## Problem
Gather up the lines with the word "screenshot" in them.
########
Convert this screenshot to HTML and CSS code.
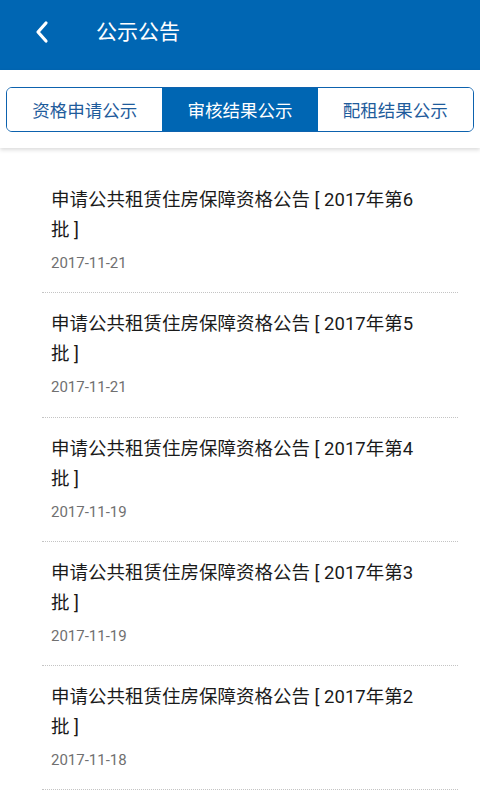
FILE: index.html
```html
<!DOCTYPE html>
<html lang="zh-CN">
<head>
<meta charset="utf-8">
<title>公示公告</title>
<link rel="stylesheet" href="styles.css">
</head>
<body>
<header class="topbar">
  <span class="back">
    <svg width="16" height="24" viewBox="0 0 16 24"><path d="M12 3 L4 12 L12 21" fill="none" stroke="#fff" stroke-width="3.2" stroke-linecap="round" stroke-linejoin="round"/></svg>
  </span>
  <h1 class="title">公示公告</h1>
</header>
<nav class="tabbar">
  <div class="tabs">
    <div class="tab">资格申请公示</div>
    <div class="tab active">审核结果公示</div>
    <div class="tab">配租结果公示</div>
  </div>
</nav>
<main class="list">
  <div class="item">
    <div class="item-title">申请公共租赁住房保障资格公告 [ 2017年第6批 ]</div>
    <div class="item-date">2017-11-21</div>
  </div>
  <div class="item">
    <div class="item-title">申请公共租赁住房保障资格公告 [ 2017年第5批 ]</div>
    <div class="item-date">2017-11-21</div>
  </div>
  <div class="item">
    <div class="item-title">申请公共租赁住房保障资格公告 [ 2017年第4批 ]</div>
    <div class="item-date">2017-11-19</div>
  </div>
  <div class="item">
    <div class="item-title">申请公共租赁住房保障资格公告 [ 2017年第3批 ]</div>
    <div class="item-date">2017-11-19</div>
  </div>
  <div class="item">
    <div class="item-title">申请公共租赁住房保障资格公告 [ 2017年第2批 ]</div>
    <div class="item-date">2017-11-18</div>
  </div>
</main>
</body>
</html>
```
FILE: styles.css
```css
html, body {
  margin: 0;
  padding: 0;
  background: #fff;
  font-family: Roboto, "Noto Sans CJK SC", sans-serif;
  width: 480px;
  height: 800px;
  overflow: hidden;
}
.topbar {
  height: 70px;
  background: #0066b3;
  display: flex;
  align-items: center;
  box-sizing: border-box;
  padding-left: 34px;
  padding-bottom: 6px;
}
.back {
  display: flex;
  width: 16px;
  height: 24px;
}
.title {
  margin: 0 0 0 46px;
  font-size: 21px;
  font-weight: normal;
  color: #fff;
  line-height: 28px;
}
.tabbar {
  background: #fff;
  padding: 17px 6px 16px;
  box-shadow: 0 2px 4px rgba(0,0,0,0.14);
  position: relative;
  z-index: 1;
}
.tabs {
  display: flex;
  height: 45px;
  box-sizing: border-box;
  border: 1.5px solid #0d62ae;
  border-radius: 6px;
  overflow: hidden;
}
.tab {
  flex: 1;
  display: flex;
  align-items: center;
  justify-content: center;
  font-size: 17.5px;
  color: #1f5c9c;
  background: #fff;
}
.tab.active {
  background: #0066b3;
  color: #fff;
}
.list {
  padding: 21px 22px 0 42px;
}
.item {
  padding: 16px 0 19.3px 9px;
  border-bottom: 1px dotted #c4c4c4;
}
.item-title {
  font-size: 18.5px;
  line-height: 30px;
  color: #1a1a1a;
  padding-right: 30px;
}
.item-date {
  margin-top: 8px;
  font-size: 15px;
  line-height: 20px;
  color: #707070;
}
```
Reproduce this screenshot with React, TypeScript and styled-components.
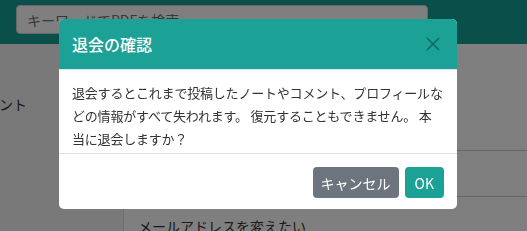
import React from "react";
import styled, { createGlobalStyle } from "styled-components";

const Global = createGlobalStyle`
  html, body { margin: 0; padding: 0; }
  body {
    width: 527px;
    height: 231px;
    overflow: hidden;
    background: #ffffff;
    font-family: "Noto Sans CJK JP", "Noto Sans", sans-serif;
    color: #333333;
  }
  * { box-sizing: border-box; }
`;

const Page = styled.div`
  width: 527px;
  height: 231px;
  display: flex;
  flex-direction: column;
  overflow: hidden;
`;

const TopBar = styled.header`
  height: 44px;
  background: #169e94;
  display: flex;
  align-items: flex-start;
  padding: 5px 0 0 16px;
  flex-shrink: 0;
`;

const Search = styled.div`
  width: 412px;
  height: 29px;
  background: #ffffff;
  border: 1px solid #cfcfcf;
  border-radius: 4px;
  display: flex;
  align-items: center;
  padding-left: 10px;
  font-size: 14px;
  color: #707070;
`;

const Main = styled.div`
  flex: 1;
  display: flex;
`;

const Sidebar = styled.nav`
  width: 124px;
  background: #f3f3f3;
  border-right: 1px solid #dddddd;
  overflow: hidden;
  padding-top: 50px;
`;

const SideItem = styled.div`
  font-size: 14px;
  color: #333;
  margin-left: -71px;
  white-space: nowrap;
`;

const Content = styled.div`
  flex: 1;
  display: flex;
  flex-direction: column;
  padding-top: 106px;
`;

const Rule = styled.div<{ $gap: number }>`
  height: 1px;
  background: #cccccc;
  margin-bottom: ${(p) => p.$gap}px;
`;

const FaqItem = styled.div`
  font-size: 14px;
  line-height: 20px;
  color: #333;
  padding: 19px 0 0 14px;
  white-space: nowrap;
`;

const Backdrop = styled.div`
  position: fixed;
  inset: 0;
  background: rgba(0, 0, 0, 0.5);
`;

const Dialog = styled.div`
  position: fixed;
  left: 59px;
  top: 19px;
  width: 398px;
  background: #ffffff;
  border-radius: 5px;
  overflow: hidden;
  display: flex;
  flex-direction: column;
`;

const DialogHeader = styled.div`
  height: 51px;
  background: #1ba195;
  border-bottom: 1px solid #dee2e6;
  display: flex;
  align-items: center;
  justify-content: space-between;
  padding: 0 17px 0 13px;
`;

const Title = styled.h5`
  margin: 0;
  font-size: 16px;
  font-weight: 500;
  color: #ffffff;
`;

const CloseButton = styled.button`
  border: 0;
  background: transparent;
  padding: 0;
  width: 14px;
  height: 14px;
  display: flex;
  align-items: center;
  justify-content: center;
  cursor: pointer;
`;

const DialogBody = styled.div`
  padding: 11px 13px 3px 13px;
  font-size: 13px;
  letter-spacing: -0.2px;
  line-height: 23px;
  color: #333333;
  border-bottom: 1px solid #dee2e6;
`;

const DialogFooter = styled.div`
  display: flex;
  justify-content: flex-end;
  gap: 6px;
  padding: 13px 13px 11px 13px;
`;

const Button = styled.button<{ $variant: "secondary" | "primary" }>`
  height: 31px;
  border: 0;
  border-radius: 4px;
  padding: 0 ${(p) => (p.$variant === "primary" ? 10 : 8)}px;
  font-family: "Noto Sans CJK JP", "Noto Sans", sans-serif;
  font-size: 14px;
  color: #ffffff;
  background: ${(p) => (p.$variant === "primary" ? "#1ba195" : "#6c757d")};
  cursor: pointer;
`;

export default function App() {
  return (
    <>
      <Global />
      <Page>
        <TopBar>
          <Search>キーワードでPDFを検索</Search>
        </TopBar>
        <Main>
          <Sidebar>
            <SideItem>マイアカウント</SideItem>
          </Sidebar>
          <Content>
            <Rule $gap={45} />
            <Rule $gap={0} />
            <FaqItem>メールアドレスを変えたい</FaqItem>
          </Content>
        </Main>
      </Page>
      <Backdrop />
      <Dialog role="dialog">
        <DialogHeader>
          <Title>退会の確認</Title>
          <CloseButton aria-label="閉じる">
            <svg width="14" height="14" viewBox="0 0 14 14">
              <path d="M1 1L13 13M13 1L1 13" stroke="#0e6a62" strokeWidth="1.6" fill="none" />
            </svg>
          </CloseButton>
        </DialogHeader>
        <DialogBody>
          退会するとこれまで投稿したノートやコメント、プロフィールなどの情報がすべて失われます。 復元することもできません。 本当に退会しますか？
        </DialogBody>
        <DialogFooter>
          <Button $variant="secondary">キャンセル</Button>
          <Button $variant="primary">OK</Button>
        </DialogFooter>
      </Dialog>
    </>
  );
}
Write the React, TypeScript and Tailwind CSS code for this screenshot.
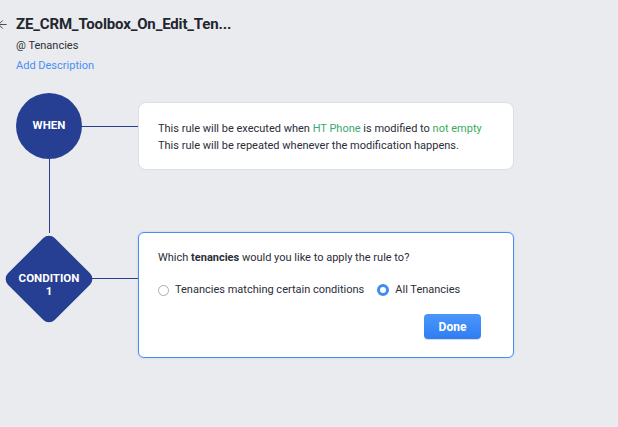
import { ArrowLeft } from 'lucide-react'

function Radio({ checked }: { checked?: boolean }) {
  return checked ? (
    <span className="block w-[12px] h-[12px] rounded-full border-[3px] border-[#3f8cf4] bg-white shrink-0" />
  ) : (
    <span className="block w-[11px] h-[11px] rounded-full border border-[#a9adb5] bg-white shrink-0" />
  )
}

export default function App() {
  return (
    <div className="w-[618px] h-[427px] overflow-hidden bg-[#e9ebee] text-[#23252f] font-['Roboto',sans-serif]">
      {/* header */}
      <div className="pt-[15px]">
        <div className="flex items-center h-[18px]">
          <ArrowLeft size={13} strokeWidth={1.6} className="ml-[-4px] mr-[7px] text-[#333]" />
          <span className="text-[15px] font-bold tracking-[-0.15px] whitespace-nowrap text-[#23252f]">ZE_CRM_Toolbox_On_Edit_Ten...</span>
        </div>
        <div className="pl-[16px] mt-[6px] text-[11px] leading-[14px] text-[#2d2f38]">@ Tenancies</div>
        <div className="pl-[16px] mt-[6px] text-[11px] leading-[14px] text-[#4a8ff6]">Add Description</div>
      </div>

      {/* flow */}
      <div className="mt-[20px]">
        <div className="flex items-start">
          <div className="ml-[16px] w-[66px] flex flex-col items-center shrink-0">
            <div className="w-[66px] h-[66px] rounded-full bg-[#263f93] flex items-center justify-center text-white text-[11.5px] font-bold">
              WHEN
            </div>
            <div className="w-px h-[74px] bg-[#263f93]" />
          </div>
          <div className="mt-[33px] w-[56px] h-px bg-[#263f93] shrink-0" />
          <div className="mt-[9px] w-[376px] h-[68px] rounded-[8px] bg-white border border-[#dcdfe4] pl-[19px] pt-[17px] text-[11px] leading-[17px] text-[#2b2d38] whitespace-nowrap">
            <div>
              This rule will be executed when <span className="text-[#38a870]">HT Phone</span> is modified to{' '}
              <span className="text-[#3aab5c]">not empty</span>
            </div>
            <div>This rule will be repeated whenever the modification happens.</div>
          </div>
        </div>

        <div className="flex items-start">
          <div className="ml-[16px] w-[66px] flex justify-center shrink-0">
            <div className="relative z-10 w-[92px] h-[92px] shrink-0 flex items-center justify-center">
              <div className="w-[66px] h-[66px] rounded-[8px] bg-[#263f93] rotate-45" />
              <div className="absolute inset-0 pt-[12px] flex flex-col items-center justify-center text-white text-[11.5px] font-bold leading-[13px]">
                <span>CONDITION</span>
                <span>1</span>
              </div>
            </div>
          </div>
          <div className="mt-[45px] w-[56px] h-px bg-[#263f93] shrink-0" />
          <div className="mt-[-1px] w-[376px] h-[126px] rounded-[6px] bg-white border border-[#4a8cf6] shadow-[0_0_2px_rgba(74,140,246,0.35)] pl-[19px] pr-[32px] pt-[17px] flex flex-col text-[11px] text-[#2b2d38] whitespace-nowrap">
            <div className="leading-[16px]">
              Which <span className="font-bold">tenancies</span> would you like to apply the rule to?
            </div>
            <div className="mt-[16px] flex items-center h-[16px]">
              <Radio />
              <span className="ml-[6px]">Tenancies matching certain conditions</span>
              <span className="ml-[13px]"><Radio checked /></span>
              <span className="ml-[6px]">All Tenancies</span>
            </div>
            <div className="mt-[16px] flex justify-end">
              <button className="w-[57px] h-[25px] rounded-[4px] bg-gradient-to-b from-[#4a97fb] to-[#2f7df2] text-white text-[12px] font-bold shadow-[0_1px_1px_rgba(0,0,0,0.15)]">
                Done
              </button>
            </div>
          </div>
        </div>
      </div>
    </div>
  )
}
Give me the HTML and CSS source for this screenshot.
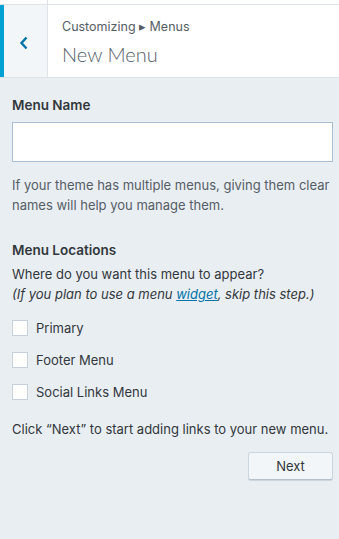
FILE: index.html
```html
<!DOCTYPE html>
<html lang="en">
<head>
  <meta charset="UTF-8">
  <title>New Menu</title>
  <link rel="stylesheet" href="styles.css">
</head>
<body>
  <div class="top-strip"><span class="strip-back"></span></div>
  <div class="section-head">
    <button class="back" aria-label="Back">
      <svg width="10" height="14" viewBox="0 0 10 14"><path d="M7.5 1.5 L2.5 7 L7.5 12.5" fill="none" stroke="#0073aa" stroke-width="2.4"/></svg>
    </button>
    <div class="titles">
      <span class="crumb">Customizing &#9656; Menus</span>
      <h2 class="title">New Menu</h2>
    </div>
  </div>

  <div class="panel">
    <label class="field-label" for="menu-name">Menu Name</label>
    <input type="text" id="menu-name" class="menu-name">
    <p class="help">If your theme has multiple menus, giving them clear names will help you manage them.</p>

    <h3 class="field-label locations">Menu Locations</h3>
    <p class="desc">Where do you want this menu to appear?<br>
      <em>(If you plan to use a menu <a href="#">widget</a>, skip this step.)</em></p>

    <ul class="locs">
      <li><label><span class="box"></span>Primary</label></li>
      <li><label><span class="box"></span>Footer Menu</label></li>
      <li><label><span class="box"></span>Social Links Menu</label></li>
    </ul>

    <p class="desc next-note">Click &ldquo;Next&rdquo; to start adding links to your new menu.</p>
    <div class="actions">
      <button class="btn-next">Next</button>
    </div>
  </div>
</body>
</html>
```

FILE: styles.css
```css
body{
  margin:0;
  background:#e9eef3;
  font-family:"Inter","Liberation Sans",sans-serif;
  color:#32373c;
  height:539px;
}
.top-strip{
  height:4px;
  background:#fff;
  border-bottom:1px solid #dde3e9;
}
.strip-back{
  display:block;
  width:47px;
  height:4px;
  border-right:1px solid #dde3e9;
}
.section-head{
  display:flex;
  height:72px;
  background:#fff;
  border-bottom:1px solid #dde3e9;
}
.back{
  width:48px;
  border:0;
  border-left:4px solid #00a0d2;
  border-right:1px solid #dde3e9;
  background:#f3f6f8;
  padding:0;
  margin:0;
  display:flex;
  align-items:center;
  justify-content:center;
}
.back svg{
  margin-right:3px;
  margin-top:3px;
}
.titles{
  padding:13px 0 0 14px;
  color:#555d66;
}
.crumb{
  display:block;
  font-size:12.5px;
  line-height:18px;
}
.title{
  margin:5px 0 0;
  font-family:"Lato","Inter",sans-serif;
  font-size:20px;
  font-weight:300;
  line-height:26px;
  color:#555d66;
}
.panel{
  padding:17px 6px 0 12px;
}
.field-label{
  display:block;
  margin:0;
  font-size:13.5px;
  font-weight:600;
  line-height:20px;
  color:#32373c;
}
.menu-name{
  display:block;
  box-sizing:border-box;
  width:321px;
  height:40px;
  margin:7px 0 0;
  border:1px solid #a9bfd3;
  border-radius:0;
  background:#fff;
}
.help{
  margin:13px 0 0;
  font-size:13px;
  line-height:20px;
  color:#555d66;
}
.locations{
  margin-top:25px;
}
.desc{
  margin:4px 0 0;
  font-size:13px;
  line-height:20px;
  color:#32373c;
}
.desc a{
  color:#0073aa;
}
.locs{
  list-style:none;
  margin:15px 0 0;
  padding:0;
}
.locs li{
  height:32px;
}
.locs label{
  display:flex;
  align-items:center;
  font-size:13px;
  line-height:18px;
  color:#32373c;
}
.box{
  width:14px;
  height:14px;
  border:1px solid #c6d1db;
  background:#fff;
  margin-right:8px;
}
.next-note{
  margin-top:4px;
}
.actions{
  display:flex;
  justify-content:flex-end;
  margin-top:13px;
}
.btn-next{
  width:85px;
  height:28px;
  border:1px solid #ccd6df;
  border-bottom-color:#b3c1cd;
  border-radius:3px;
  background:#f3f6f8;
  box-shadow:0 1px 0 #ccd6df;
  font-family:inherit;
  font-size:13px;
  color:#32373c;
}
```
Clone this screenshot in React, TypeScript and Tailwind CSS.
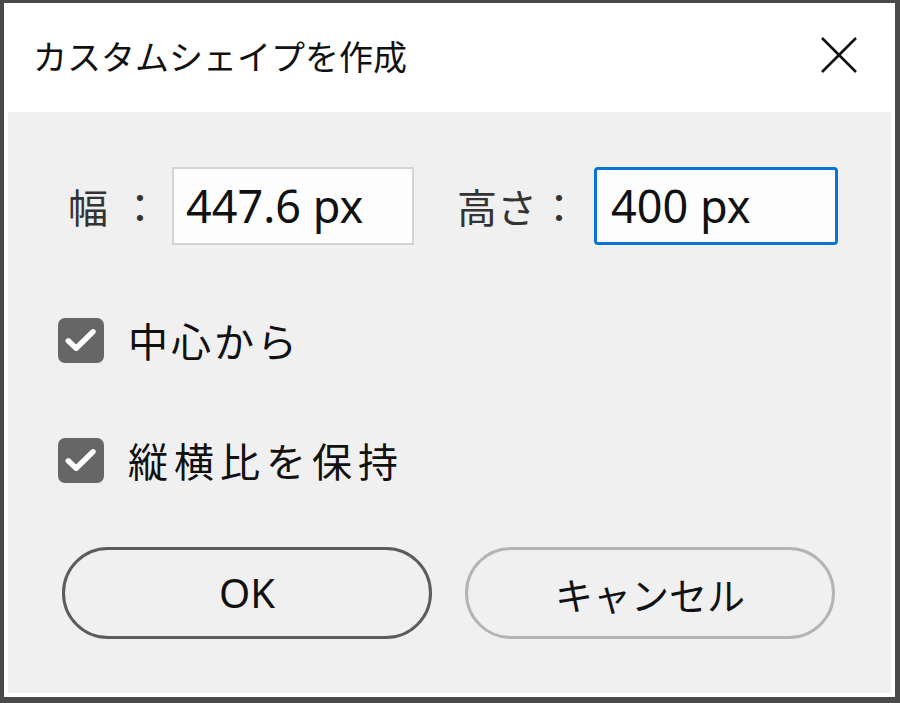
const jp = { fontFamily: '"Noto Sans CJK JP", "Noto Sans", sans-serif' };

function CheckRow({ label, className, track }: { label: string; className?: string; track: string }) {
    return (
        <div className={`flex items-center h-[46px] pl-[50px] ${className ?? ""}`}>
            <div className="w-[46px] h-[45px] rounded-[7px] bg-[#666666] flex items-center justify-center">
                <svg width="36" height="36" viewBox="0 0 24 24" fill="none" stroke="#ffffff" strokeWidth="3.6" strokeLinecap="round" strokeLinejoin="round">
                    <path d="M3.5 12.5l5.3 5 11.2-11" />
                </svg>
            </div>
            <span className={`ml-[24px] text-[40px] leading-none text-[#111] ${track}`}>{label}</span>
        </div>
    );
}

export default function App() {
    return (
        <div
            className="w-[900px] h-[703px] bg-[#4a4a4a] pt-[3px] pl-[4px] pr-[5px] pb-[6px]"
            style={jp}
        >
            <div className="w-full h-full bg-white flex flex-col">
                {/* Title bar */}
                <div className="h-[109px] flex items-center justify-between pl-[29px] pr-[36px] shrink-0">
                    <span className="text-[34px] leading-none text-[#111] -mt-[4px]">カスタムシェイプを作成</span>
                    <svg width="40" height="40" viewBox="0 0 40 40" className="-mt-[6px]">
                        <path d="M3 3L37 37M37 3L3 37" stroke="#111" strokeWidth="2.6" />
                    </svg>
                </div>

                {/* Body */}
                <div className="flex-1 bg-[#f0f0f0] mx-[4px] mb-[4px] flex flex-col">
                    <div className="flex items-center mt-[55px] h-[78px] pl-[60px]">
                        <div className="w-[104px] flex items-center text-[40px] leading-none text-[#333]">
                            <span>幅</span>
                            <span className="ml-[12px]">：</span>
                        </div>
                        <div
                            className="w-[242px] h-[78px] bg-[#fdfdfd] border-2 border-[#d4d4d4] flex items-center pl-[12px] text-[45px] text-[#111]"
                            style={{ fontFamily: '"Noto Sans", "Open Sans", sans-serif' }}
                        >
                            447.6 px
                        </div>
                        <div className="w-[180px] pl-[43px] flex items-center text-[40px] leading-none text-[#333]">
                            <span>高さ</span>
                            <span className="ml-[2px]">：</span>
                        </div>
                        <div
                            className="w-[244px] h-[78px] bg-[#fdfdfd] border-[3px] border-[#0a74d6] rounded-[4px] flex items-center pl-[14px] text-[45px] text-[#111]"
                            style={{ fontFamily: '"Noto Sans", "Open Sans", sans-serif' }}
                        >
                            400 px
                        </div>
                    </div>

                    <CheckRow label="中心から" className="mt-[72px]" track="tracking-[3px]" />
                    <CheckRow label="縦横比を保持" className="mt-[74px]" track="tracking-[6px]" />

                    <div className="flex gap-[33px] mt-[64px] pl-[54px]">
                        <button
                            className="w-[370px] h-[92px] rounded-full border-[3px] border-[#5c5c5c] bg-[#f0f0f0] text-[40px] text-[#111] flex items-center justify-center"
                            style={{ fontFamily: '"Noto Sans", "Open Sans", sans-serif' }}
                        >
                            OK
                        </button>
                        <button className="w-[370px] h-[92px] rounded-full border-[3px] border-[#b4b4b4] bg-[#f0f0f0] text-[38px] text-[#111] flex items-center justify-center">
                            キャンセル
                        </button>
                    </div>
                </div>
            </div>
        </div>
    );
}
########
## Solved problem
Convert this screenshot to HTML and CSS code.
Reproduce this screenshot with React, TypeScript and styled-components.
Write the React, TypeScript and Tailwind CSS code for this screenshot.
Give me the HTML and CSS source for this screenshot.
Clone this screenshot in React, TypeScript and Tailwind CSS.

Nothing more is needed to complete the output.